A home of one's own
As Feminist Review celebrates its 100th issue, Mary Evans assesses its lasting contribution to academic debate
One of most important works of feminism in the 20th century was Virginia Woolf's Three Guineas (1938), written by an author who had not experienced any of the academic pressures and constraints to which the current editors of Feminist Review - now celebrating its 100th issue - have been subject. But in that journal, first published in 1979 and edited (then as now) by a collective, the voice of Three Guineas lives on: a voice certain of the value of both identifying and defeating various forms of gendered privilege.
The voice of Feminist Review is not, however, that of an individual and so these birthday greetings must be directed to the passion and dedication of individuals, collectively brought together, that have made the journal possible and provided a home of welcome and light in the sometimes unwelcoming arena of academic publishing.
One of the many ways of thinking about a journal as a "home" is that "home is the place where they have to take you in". This does not mean that Feminist Review has taken in all and sundry but it has allowed the disputes and differences that are characteristic of many homes.
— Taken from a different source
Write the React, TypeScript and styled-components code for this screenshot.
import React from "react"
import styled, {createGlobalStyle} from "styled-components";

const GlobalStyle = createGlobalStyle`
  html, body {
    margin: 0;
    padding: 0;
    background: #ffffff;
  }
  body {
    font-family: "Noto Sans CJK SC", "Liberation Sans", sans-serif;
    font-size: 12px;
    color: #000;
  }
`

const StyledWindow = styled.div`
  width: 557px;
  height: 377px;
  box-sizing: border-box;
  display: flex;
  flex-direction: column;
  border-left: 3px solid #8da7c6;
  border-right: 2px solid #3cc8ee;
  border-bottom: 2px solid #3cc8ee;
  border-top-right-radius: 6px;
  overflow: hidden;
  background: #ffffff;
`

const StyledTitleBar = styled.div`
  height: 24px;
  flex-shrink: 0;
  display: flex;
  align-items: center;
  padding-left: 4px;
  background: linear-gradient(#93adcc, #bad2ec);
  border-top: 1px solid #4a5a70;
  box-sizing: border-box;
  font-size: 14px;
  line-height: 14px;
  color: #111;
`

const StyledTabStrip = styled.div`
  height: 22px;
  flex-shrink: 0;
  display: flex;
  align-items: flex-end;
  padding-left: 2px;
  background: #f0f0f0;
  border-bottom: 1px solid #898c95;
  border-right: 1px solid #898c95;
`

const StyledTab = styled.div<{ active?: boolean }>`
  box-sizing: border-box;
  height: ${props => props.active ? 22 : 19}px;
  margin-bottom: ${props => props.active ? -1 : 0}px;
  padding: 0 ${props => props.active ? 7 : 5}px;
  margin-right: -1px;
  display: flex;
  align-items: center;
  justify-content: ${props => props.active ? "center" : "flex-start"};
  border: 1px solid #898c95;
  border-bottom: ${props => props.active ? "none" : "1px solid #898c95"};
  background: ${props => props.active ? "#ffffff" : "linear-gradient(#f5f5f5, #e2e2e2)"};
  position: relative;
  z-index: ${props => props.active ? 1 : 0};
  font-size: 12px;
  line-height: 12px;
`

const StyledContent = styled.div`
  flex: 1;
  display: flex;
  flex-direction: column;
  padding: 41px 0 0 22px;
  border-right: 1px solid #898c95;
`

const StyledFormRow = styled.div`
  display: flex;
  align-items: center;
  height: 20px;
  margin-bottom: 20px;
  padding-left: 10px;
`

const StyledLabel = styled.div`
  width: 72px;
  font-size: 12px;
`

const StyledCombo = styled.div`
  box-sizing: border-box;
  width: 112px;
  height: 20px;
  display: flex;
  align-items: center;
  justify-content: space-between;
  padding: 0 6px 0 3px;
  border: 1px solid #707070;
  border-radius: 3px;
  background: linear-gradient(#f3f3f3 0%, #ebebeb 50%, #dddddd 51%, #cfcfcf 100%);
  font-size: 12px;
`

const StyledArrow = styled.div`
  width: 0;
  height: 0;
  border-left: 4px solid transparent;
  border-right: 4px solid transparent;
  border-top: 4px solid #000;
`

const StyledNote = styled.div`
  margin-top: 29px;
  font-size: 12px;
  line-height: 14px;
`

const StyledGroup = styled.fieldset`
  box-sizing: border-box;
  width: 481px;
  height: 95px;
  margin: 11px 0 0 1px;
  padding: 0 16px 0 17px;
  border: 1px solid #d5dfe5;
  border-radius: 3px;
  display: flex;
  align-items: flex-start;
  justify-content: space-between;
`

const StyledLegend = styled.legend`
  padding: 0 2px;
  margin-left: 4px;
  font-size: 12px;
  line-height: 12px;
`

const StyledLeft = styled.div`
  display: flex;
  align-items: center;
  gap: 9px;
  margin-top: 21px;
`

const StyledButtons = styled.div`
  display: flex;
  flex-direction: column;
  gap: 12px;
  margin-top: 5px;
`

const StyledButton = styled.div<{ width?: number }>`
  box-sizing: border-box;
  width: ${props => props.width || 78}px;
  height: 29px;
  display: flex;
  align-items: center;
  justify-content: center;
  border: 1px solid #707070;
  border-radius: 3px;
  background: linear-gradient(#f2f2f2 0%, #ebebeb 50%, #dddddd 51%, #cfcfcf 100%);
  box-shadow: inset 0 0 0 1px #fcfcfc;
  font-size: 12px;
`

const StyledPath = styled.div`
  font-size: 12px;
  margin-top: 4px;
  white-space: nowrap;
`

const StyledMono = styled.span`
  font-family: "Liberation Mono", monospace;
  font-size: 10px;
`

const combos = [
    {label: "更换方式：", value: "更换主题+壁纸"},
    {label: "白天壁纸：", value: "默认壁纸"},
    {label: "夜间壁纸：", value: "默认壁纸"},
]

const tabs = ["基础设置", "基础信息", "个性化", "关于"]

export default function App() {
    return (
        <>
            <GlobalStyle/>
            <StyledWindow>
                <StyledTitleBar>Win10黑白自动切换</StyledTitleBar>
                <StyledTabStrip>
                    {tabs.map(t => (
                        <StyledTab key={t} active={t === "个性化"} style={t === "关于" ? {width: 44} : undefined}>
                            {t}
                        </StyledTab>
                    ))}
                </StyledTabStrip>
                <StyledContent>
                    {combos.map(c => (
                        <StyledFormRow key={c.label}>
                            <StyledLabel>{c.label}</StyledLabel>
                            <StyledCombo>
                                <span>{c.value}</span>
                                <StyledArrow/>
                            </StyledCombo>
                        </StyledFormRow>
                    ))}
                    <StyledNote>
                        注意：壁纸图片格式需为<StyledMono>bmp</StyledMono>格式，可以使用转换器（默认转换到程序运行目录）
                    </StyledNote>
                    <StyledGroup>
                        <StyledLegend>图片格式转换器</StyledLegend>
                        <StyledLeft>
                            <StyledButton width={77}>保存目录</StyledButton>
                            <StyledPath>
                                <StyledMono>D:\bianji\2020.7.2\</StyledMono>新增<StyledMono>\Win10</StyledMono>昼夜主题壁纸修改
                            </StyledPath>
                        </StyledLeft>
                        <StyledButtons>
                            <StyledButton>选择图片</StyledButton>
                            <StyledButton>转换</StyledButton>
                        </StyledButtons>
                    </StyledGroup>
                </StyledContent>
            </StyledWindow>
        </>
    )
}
Out of those early disputes came the titles of two articles that invoke the reasons why people might have wanted to go home to Feminist Review. One is "Psychoanalysis: Psychic Law and Order?" (1981) and the other, "Wiping the Floor with Theory: a survey of writings on housework" (1980). Both hyperbolic and playful titles suggest the vitality of the journal, one of the reasons why it is still being read. They also suggest an acute awareness of both the value and the fragility of the theoretical; an awareness that is all the more to be celebrated in the context of present-day constructions of the needs of the marketplace as both definitive reality and definitive knowledge.
How is this happy and essential situation of resistance achieved? I would argue that it is because (and this, I suggest, has to be connected critically to neoliberal ideas about the origin of motivation) people do their best work when they care about that work and see that it might contribute to the good of others. The issues that the journal has consistently cared about are issues of various global forms of exploitation, forms of human misery and disadvantage that affect far too many people, of different races, sexualities and ethnicities. The word "class" has never disappeared from Feminist Review into the intellectual mire of neoliberalism, and in retaining it the journal has been able to maintain a timeless relevance that disciplinary journals with a greater vulnerability to the seductions of fashion have been unable to match.
But that last sentence touches on two other strengths. First, the journal publishes what it believes to be of intellectual and political merit - and not what might fit in with the various expectations of over-policed academic disciplines increasingly strangled by exercises such as the research excellence framework. Second, and very closely related, is the equally REF-resistant policy of interdisciplinarity that Feminist Review pursues. In that other process of academic law and order - what is described as "benchmarking" - interdisciplinary work (despite occasional pious notes of support) is inevitably marginalised. But Feminist Review has remained committed to the idea that what matters for debate and discussion are issues and questions, even if those questions sometimes cross the boundaries of academic disciplines and seem to involve too many different subjects and contexts.
In the context of assertions about the "death" of feminism, it is useful to refer readers to the photographs published in the first edition of Three Guineas. They portray the powerful of 1938 as entirely male and as remarkably similar to the powerful of 2012: a vivid reminder of the value of Feminist Review's independent voice and of its refusal to endorse dubious assumptions of change.
Mary Evans is centennial professor at the Gender Institute, London School of Economics.